Municipal Bond Firm Calls Out Bloggers

Municipal bonds are going through a rough patch right now. They are being attacked in the media, as featured in a “60 minutes” segment, and their values are falling in mutual funds that hold a portfolio of different issuers. I summed it up in this post but frankly you can just find it everywhere on the internet now.

Municipal Bond Fund Letter

A municipal bond specialist firm called FMS Bonds, Inc. attempted to defend the municipal bond market in the above full-page advertisement that they took out in the Wall Street Journal. This article calls out bloggers (like me) in the first sentence:

A steady drumbeat of opinions is prediction a muni market meltown. Bloggers, columnists and too many people with microphones have weighed in on what they proclaim is imminent danger in the municipal bond market. This fear mongering has spooked investors and disrupted the market.

Well first of all I am a tiny bit flattered; I didn’t think that BLOGGERS had the power to “disrupt” the municipal bond market. The total size of the US municipal bond market is approximately $3 trillion; does it make any sense at all that bloggers or even journalists should be able to impact this market?

One issue is that many bloggers and journalists live in states where municipal markets are particularly dysfunctional. Any resident of New York, California, New Jersey or Illinois (Chicago) sees up-close and personal that state, local, and county governments are being buffeted with high cost union labor and pension benefits at a time when revenues are flat or falling. While New York, California, New Jersey and Illinois don’t comprise the total universe of municipal bonds by a long-shot, they represent a significant portion of the total and many of the bellwether issuers.

We put a premium on common sense, which indicates that there is significant opportunity amid the hyperbole. Today, for example, investment grade, tax-free municipal bonds can be purchased to yield 5 1/2% or more. This is the equivalent of an 8.46% corporate bond yield for investors in the 35% tax bracket.

Now they are on to something. In any panic or disruption there is often opportunity. Should investors consider buying high quality US municipal bonds TODAY? Maybe. But what FMS Bonds fails to mention is that many firms that are cheerleaders for the US municipal bond market have been loading up clients with bonds at rates far below this; that is why in a month many investors in mutual funds (that hold a basket of bonds) lost an entire years’ worth of interest (4%) in a single month. If FMS Bonds said something along the lines of “We told our clients not to invest in bonds previously because we didn’t think fiscal risks were factored in correctly, but get in the market now” that would be useful information; but these types of firms have been proponents of municipal bond purchases at yields that the market today show did not reflect their true risks.

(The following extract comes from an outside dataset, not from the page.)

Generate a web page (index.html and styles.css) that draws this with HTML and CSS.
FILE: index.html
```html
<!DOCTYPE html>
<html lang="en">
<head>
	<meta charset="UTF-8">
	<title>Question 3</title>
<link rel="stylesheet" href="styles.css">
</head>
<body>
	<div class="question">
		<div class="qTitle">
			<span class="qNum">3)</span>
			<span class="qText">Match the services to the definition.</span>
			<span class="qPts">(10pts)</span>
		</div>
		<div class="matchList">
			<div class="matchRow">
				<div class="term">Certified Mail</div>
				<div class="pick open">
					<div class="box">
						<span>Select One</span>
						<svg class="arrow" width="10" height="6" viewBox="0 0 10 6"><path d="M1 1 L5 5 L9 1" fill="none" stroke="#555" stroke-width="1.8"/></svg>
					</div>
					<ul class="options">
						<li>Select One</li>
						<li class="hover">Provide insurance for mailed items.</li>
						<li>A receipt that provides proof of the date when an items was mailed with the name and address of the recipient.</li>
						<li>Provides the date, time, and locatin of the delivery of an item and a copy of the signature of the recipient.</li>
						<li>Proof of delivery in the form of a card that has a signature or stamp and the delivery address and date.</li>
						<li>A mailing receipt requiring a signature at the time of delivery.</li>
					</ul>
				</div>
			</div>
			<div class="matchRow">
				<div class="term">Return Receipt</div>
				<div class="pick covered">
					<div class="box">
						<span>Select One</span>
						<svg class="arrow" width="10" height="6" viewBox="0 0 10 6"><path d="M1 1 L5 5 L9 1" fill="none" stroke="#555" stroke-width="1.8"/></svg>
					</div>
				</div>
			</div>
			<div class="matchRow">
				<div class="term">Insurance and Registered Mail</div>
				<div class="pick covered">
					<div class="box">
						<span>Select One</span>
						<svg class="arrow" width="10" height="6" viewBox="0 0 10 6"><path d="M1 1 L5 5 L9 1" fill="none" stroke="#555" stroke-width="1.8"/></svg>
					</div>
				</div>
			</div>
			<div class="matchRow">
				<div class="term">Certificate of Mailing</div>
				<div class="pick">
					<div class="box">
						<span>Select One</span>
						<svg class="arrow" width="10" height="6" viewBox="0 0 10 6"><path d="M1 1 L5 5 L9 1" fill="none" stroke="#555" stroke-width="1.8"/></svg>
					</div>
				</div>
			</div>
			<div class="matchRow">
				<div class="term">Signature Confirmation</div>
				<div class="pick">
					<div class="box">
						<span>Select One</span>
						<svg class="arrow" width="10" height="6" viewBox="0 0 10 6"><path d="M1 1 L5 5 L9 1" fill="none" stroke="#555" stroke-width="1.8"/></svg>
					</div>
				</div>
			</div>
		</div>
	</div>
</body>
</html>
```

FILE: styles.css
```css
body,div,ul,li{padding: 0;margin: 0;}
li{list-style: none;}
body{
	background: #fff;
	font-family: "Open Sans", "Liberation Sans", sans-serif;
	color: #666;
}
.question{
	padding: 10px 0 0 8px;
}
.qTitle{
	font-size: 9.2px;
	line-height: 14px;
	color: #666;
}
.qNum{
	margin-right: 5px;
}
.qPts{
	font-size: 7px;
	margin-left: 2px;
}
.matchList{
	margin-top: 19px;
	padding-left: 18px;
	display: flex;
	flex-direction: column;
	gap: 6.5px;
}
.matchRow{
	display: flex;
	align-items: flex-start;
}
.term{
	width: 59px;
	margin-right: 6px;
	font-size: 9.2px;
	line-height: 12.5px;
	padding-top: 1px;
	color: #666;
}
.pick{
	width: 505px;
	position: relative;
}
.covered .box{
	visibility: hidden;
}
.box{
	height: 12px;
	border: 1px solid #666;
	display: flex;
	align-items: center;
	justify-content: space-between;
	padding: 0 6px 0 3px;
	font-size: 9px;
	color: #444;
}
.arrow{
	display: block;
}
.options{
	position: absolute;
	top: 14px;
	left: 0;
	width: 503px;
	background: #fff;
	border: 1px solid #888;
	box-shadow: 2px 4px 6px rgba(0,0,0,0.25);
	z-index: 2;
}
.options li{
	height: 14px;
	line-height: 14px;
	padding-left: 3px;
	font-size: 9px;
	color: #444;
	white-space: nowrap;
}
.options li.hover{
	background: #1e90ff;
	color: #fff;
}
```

Another element to consider is that the governments are inter-twined; in Illinois the state is virtually broke, Cook County is virtually broke, and the City of Chicago is virtually broke. When one leg of a stool is bad you can lean on a different leg; but when they all collapse at the same time you are in real trouble. In the past the backstop has been the Federal government and the stimulus package; don’t look for the US House to approve many more of those.

Higher rates for new issues are going to push all of these factors even harder since the debt laden entities will need to get more and more debt at higher rates which is going to hit their average cost of borrowing and make the problem worse over time.

As a general rule it can be said that the markets are saying that municipal bond debt needs to reflect its true risk and this can be seen in the cost of recent issues (significantly higher than for previous issues for the same quality debt) as well as the cost to insure through CDS or other methods against default.

This letter attacked the messenger and failed to point out that today’s opportunities meant that past recommendations were wrong. A little more hubris would have made this a lot more effective. And it scares me more than anything else to think that a $3 trillion dollar market can get shaken up by a few bloggers and commentators.